What does one do with an empty calendar and no set hours? An example day
Every small business owner knows what’s most important. Upon waking, get immediately out of bed and as naked as possible, dancing after the removal of each item of clothing.
Then set closest music playing device to at least 107 decibels playing something enchanting like Greenbaum’s Spirit in the Sky.
Remember, you’re naked at this point.
So get in the shower, turn it on as hot as you can stand and bounce around in there for exactly 45-seconds before shutting the hot completely off and letting the cold send lightning through mitochondria containing cell in your body as Greenbaum enters the second verse.
Repeat this cycle, 45-seconds hot, 45-seconds cold until the song drowns itself to a close.

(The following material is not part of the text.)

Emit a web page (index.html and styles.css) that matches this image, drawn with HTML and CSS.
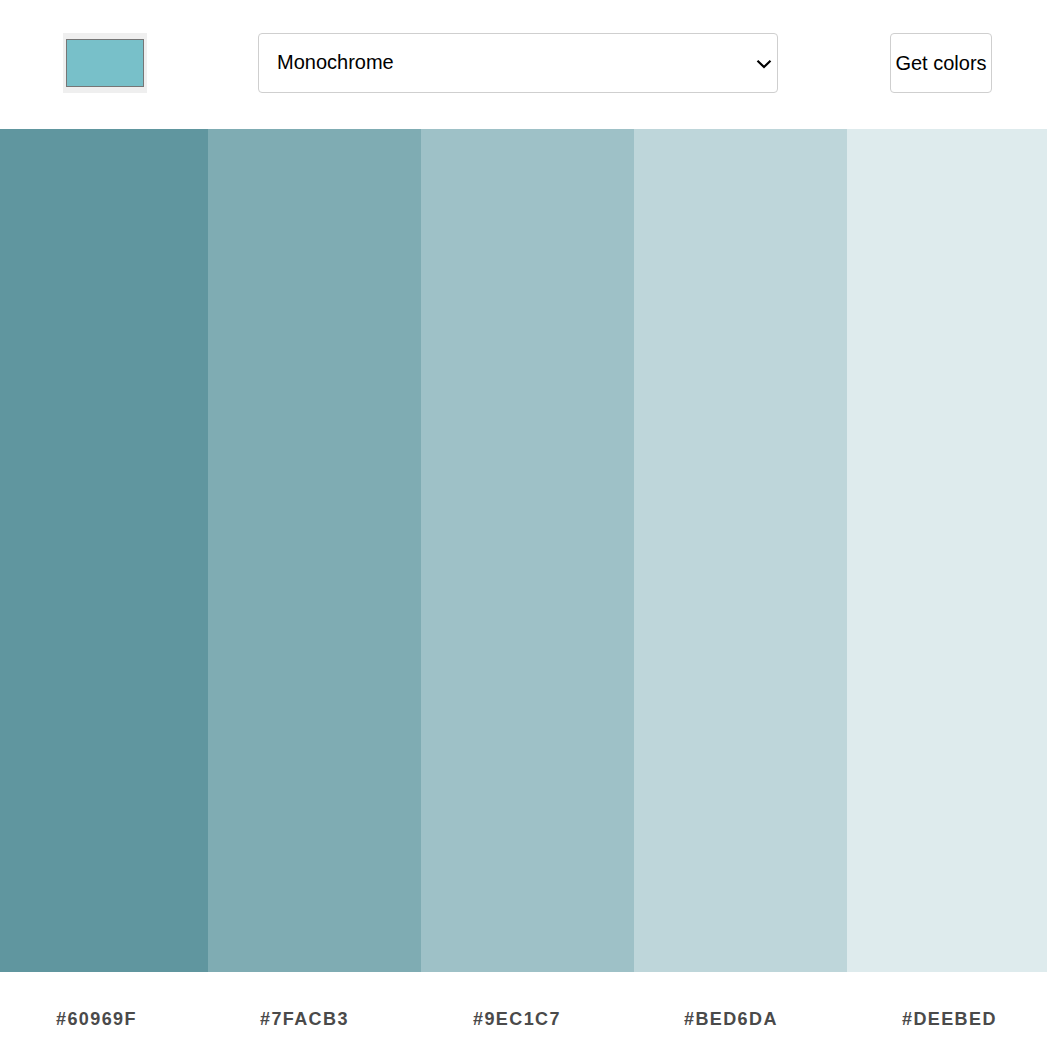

Get out of the shower, stand in front of the mirror, look yourself in the eye, shake your head left and right until your cheeks make the noise, thrust a fist (or two) into the air before bringing one hand (or two) in pistol formation down to face your reflection.
Finally, let out a long and exaggerated pohhhhhhhh, whilst thinking of the dollar bills about to enter your bank account.
If you’re too busy for this ritual, you might as well pack up shop and put the sign out. Sorry folks, we’re closed.
After spending the first 10-minutes of each morning jumping and jiving, I write a list. What needs to get done for the day. The day list is based on the week list, what needs to get done for the week.
The week list is based on my ideal life over the next 3–5 years. As in, the answer to the question, “If I woke up today in 3-years time, how would I like to spend my time?”. Of course, impossible to predict but that doesn’t mean it’s not fun (and important) to answer.
Having these gives me the opportunity to watch what I do. Not what I say.
I’m pretty good at telling myself everything’s going fine. But when I look at the lists at the end of each day or week, I see what actually got done and what didn’t.
If you’re planning on starting a small business, you need to check in with yourself. Watch what you do, not what you say. If not you, who?
After the daily list is completed. I do what’s on the list. Checking things off as the day goes on. 3–4 hours of work minimum before eating. Food is the reward.
Make your work, work for you
Here’s my master plan.
Create digital assets, digital assets which inspire, educate and entertain. The holy trinity. Use the funds from the digital asset sales to provide for my family and fuel future creations.
Why digital?
They allow me to stay agile. To keep the calendar empty, to follow my curiosity, whilst sharing what I’ve learned with others. And because for now, the keyboard is my tool of choice.
Finally, they replicate infinitely at little to no cost. The article you wrote last year can be read today.
So once you’ve spent the time showing up and doing the work, the work works for you.